I'm trying to programmatically scrape the files from this page: https://olms.dol-esa.gov/query/getYearlyData.do (yes it probably would be faster to download them manually but I want to learn how to do this).
I have the following bit of code to try to attempt this on one of the files as a test:
#!/usr/bin/perl
use strict;
use warnings;
use WWW::Mechanize;
my $mech = WWW::Mechanize->new;
$mech->get( 'https://olms.dol-esa.gov/query/getYearlyData.do' );
print $mech->uri();
$mech->submit_form( with_fields => { selectedFileName => '/filer/local/cas/YearlyDataDump/2000.zip' } );
When I run the code, nothing happens. Nothing gets downloaded. Thinking javascript might be the problem, I also tried the same code with WWW::Mechanize::Firefox. Again, nothing happens when I run the code.
I also don't see the paths to the files. It's probably obscured in some javascript.
So what's the best way to get these files? Is it possible to get them without javascript?
While the comments by ThisSuitIsBlackNot are spot on, there is a rather simple way of doing this programmatically without using JS at all. You don't even need WWW::Mechanize.
I've used Web::Scraper to find all the files. As you said, the form values are there. It's a matter of scraping them out. WWW::Mechanize is good at navigating, but not very good at scraping. Web::Scraper's interface on the other hand is really easy.
Once we have the files, all we need to do is submit a POST request with the correct form values. This is pretty similar to WWW::Mechanize's submit_form
. In fact, WWW::Mechanize is an LWP::UserAgent under the hood, and all we need is a request, so we ca use it directly.
The :content_file
option on the post
method tells it to put the response into a file.
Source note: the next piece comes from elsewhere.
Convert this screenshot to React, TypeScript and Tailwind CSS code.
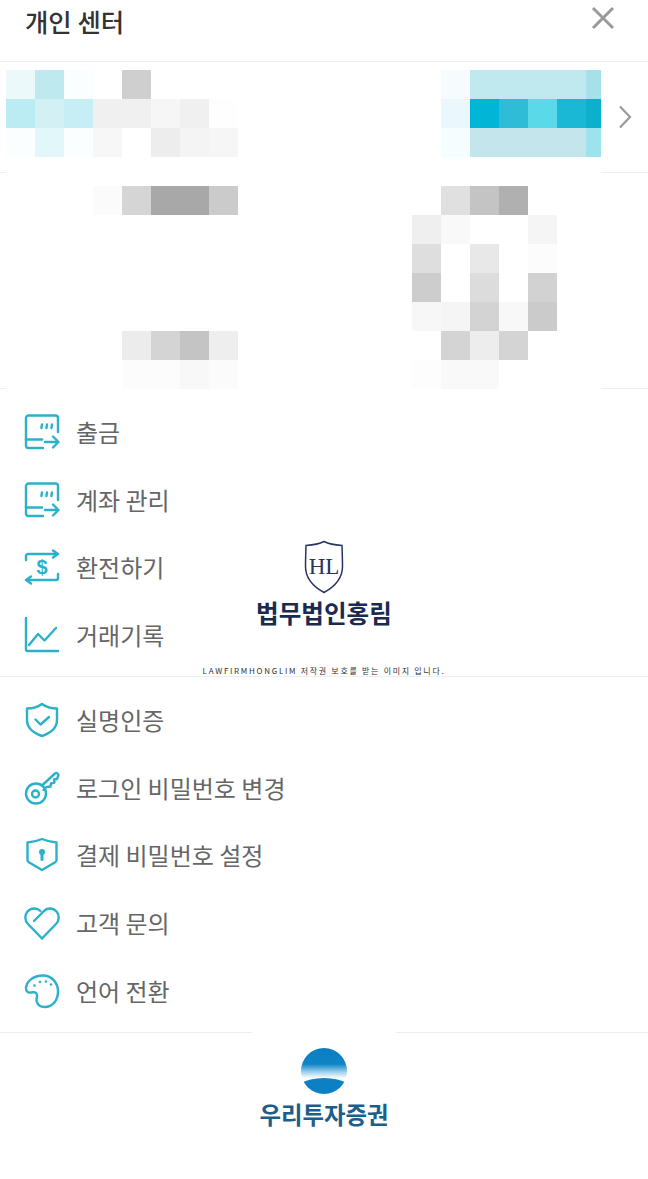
const KR = "font-['Noto_Sans_CJK_KR','Noto_Sans',sans-serif]";

// pixelated blocks covering the account info. each row is 29px high
const TOP_LEFT = [
  ["#ecf9fb", "#bde9ef", "#fbfeff", "#ffffff", "#cfcfcf", "#ffffff", "#ffffff", "#ffffff"],
  ["#bbebf3", "#d3f1f5", "#c8eef5", "#f0f0f0", "#f0f0f0", "#f6f6f6", "#f0f0f0", "#fefefe"],
  ["#fbfeff", "#e1f7fa", "#fbfeff", "#f7f7f7", "#ffffff", "#ededed", "#f4f4f4", "#f6f6f6"],
];
const TOP_RIGHT = [
  ["#f6fbfe", "#bfe9ef", "#bfe9ef", "#bfe9ef", "#bfe9ef", "#a6e0e8"],
  ["#eaf7fc", "#00b5d6", "#2fbcd6", "#5adae9", "#1bb8d6", "#0cb0cb"],
  ["#f6fdff", "#c4e5eb", "#c4e5eb", "#c4e5eb", "#c4e5eb", "#9de3ee"],
];
const MID_LEFT = [
  ["#fbfbfb", "#d5d5d5", "#a8a8a8", "#a8a8a8", "#cbcbcb"],
  ["#ffffff", "#ffffff", "#ffffff", "#ffffff", "#ffffff"],
  ["#ffffff", "#ffffff", "#ffffff", "#ffffff", "#ffffff"],
  ["#ffffff", "#ffffff", "#ffffff", "#ffffff", "#ffffff"],
  ["#ffffff", "#ffffff", "#ffffff", "#ffffff", "#ffffff"],
  ["#ffffff", "#ececec", "#d4d4d4", "#c4c4c4", "#eeeeee"],
  ["#ffffff", "#fcfcfc", "#fcfcfc", "#f8f8f8", "#fbfbfb"],
];
const MID_RIGHT = [
  ["#ffffff", "#e0e0e0", "#c4c4c4", "#b0b0b0", "#ffffff"],
  ["#efefef", "#f9f9f9", "#ffffff", "#ffffff", "#f5f5f5"],
  ["#dedede", "#ffffff", "#e8e8e8", "#ffffff", "#fcfcfc"],
  ["#cdcdcd", "#ffffff", "#dcdcdc", "#ffffff", "#d2d2d2"],
  ["#f7f7f7", "#f5f5f5", "#d3d3d3", "#f8f8f8", "#cbcbcb"],
  ["#ffffff", "#d4d4d4", "#ededed", "#d4d4d4", "#ffffff"],
  ["#fdfdfd", "#f9f9f9", "#f9f9f9", "#ffffff", "#ffffff"],
];

function Mosaic({ rows, narrowLast }: { rows: string[][]; narrowLast?: boolean }) {
  return (
    <div className="flex flex-col">
      {rows.map((row, i) => (
        <div key={i} className="flex h-[29px]">
          {row.map((c, j) => (
            <div
              key={j}
              className={narrowLast && j === row.length - 1 ? "w-[15px]" : "w-[29px]"}
              style={{ backgroundColor: c }}
            />
          ))}
        </div>
      ))}
    </div>
  );
}

const iconProps = {
  width: 36,
  height: 36,
  viewBox: "0 0 36 36",
  fill: "none",
  stroke: "#2bb1c9",
  strokeWidth: 2.4,
  strokeLinecap: "round" as const,
  strokeLinejoin: "round" as const,
};

function WithdrawIcon() {
  return (
    <svg {...iconProps}>
      <path d="M34 18V4a2.5 2.5 0 0 0-2.500-2.500H4.500A2.500 2.500 0 0 0 2 4v27.500A2.500 2.500 0 0 0 4.500 34H19" />
      <path d="M2 25.500h16" />
      <path d="M21 28h13M29 22.500l5.500 5.500-5.500 5.500" />
      <path d="M18 10.500l-.6 3.500M23 10.500l-.6 3.500M28 10.500l-.6 3.500" />
    </svg>
  );
}

function ExchangeIcon() {
  return (
    <svg {...iconProps}>
      <path d="M2 11V7a2 2 0 0 1 2-2h29M29 1.500L34 5l-5 3.500" />
      <path d="M34 25v4a2 2 0 0 1-2 2H3M7 27.500L2 31l5 3.500" />
      <text x="18" y="25" textAnchor="middle" fontSize="20" fontWeight="700" fill="#2bb1c9" stroke="none" fontFamily="'Liberation Sans',sans-serif">$</text>
    </svg>
  );
}

function ChartIcon() {
  return (
    <svg {...iconProps}>
      <path d="M2 1v31.500a1.500 1.500 0 0 0 1.500 1.500H34" />
      <path d="M5 28l9-11 6.500 6.500L32 11" />
    </svg>
  );
}

function ShieldCheckIcon() {
  return (
    <svg {...iconProps}>
      <path d="M18 2c4 3 9 4.500 15 4.500V18c0 8-6.500 13-15 16C9.500 31 3 26 3 18V6.500C9 6.500 14 5 18 2z" />
      <path d="M11.500 17.500l5 5 8.500-7.500" />
    </svg>
  );
}

function KeyIcon() {
  return (
    <svg {...iconProps}>
      <circle cx="12" cy="23.500" r="10" />
      <circle cx="11.500" cy="24" r="3.500" />
      <path d="M18 15.500L31 3.500c1.500-1 3.500 0 3.500 1.500L33 9l-3 .5.500 3-3.500 1-.5 3-4 .5-3 3" />
    </svg>
  );
}

function ShieldLockIcon() {
  return (
    <svg {...iconProps}>
      <path d="M18 3c4.500 2 9.500 3 14.500 3.500V24c0 1-.5 1.700-1.300 2.200L18 34 4.800 26.200C4 25.700 3.500 25 3.500 24V6.500C8.500 6 13.500 5 18 3z" transform="translate(0 -1)" />
      <circle cx="18" cy="15" r="3" fill="#2bb1c9" stroke="none" />
      <path d="M18 16v6.500" strokeWidth="3" />
    </svg>
  );
}

function HeartIcon() {
  return (
    <svg {...iconProps}>
      <path d="M18 33.500L4 19C.500 15.500.500 10 3.500 6.500 7 2.500 13 2.500 16.500 6" />
      <path d="M18 33.500L32 19c3.500-3.500 3.500-9 .500-12.500-3.500-4-9.500-4-13 0L10 16" />
    </svg>
  );
}

function PaletteIcon() {
  return (
    <svg {...iconProps}>
      <path d="M19 2.500C9.500 2.500 2 8.500 2 15.500c0 3.500 2.500 4.500 5 4 3-.6 5.500-.5 6 2.500.4 2.500-1 4-.3 6.500 1 3.500 4 5.500 8 5.500 8 0 13.300-7 13.300-15.500C34 9.500 27.500 2.500 19 2.500z" />
      <circle cx="10.500" cy="12.500" r="1.300" fill="#2bb1c9" stroke="none" />
      <circle cx="16" cy="9" r="1.300" fill="#2bb1c9" stroke="none" />
      <circle cx="22" cy="8.500" r="1.300" fill="#2bb1c9" stroke="none" />
      <circle cx="27" cy="11.500" r="1.300" fill="#2bb1c9" stroke="none" />
    </svg>
  );
}

function MenuRow({ icon, label }: { icon: React.ReactNode; label: string }) {
  return (
    <div className="flex h-[67.7px] items-center gap-[16px] pl-[24px]">
      {icon}
      <span className="text-[24px] leading-none text-[#666666]">{label}</span>
    </div>
  );
}

export default function App() {
  return (
    <div className={`relative h-[1179px] w-[648px] overflow-hidden bg-white ${KR}`}>
      {/* Header */}
      <div className="flex h-[62px] items-start justify-between border-b border-[#eeeeee] pl-[25px] pr-[33px]">
        <h1 className="mt-[4px] text-[25.400px] font-medium leading-[34px] text-[#333333]">개인 센터</h1>
        <svg width="24" height="24" viewBox="0 0 24 24" className="mt-[6px]" fill="none" stroke="#999999" strokeWidth="3">
          <path d="M2 2l20 20M22 2L2 22" />
        </svg>
      </div>

      {/* Account rows */}
      <div className="flex h-[111px] items-center justify-end border-b border-[#eeeeee] pr-[16px]">
        <svg width="14" height="24" viewBox="0 0 14 24" fill="none" stroke="#999999" strokeWidth="2.200">
          <path d="M2 1.500L12 12 2 22.500" />
        </svg>
      </div>
      <div className="h-[216px] border-b border-[#eeeeee]" />

      {/* Menu */}
      <div className="h-[288px] border-b border-[#eeeeee] pt-[9px]">
        <MenuRow icon={<WithdrawIcon />} label="출금" />
        <MenuRow icon={<WithdrawIcon />} label="계좌 관리" />
        <MenuRow icon={<ExchangeIcon />} label="환전하기" />
        <MenuRow icon={<ChartIcon />} label="거래기록" />
      </div>
      <div className="h-[356px] border-b border-[#eeeeee] pt-[9px]">
        <MenuRow icon={<ShieldCheckIcon />} label="실명인증" />
        <MenuRow icon={<KeyIcon />} label="로그인 비밀번호 변경" />
        <MenuRow icon={<ShieldLockIcon />} label="결제 비밀번호 설정" />
        <MenuRow icon={<HeartIcon />} label="고객 문의" />
        <MenuRow icon={<PaletteIcon />} label="언어 전환" />
      </div>

      {/* Mosaic censoring over the account rows */}
      <div className="absolute left-[6px] top-[70px] h-[319px] w-[595px] bg-white">
        <div className="flex justify-between">
          <Mosaic rows={TOP_LEFT} />
          <Mosaic rows={TOP_RIGHT} narrowLast />
        </div>
        <div className="mt-[29px] flex">
          <div className="ml-[87px]">
            <Mosaic rows={MID_LEFT} />
          </div>
          <div className="ml-[174px]">
            <Mosaic rows={MID_RIGHT} />
          </div>
        </div>
      </div>

      {/* Watermark */}
      <div className="absolute left-0 top-[540px] flex w-[648px] flex-col items-center">
        <svg width="40" height="54" viewBox="0 0 40 54" fill="none">
          <path d="M20 1.500c5 2.500 11 3.500 18 4 0 0 .5 15 .5 21C38.500 38 30 47 20 52.500 10 47 1.500 38 1.500 26.500c0-6 .5-21 .5-21 7-.5 13-1.500 18-4z" stroke="#28365f" strokeWidth="1.500" />
          <text x="20" y="34" textAnchor="middle" fontSize="23" fill="#28365f" fontFamily="'Liberation Serif',serif">HL</text>
        </svg>
        <div className="mt-[2px] text-[24.600px] font-bold leading-[32px] text-[#1a2a50]">법무법인홍림</div>
        <div className="mt-[37px] text-[8px] leading-[12px] tracking-[1.700px] text-[#333333]">LAWFIRMHONGLIM 저작권 보호를 받는 이미지 입니다.</div>
      </div>

      {/* Footer logo */}
      <div className="absolute left-[252px] top-[1032px] flex h-[110px] w-[144px] flex-col items-center bg-white pt-[16px]">
        <div className="relative h-[46px] w-[46px] overflow-hidden rounded-full bg-[linear-gradient(180deg,#0b7cc2_0%,#0f85c8_35%,#9cd0ea_52%,#ffffff_66%)]">
          <div className="absolute left-[-12px] top-[30px] h-[40px] w-[70px] rounded-[50%] bg-[#0b80c5]" />
        </div>
        <div className="mt-[4px] text-[23.400px] font-bold leading-[32px] text-[#1c5e8b]">우리투자증권</div>
      </div>
    </div>
  );
}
It will do the right thing with the ZIP file and write it as binary automatically.
use strict;
use warnings;
use LWP::UserAgent;
use Web::Scraper;
use URI;
# build a Web::Scraper to find all files on the page
my $files = scraper {
process 'form[name="yearlyDataForm"]', 'action' => '@action';
process 'input[name="selectedFileName"]', 'files[]' => '@value';
};
# get the files and the form action
my $res = $files->scrape( URI->new('https://olms.dol-esa.gov/query/getYearlyData.do') );
# use LWP to download them one by one
my $ua = LWP::UserAgent->new;
foreach my $path ( @{ $res->{files} } ) {
# the file will end up relative to the current working directory (.)
( my $filename ) = ( split '/', $path )[-1];
# the submit is hardcoded, but that could be dynamic as well
$ua->post(
$res->{action},
{ selectedFileName => $path, submitButton => 'Download' },
':content_file' => $filename # this downloads the file
);
}
Once you run this, you'll have all the files in the directory of your script. It will take a moment and there is no output, but it works.
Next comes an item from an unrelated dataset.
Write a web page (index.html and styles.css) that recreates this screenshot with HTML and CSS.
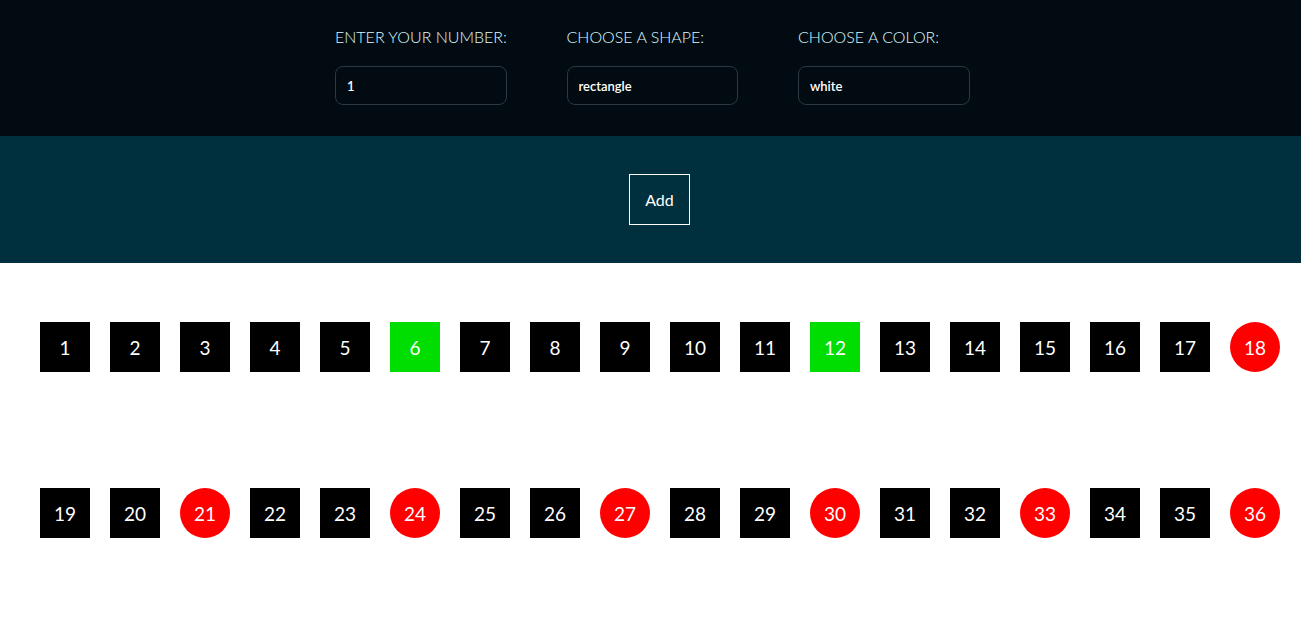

You need to make sure to include the submit button in the form.
Since you wanted to learn how to do something like this, I've built it slightly dynamic. The form action gets scraped as well, so you could reuse this on similar forms that use the same form names (or make that an argument) and you'd not have to care about the form action. The same thing could also be done with the submit button, but you'd need to grab both the name
and the value
attribute.
I'll repeat what ThisSuitIsBlackNot said in their comment though: Scraping a website always comes with the risk that it changes later! For a one-time thing that doesn't matter, if you would want to run this as a cronjob once a year it might already fail next year because they finally updated their website to be a bit more modern.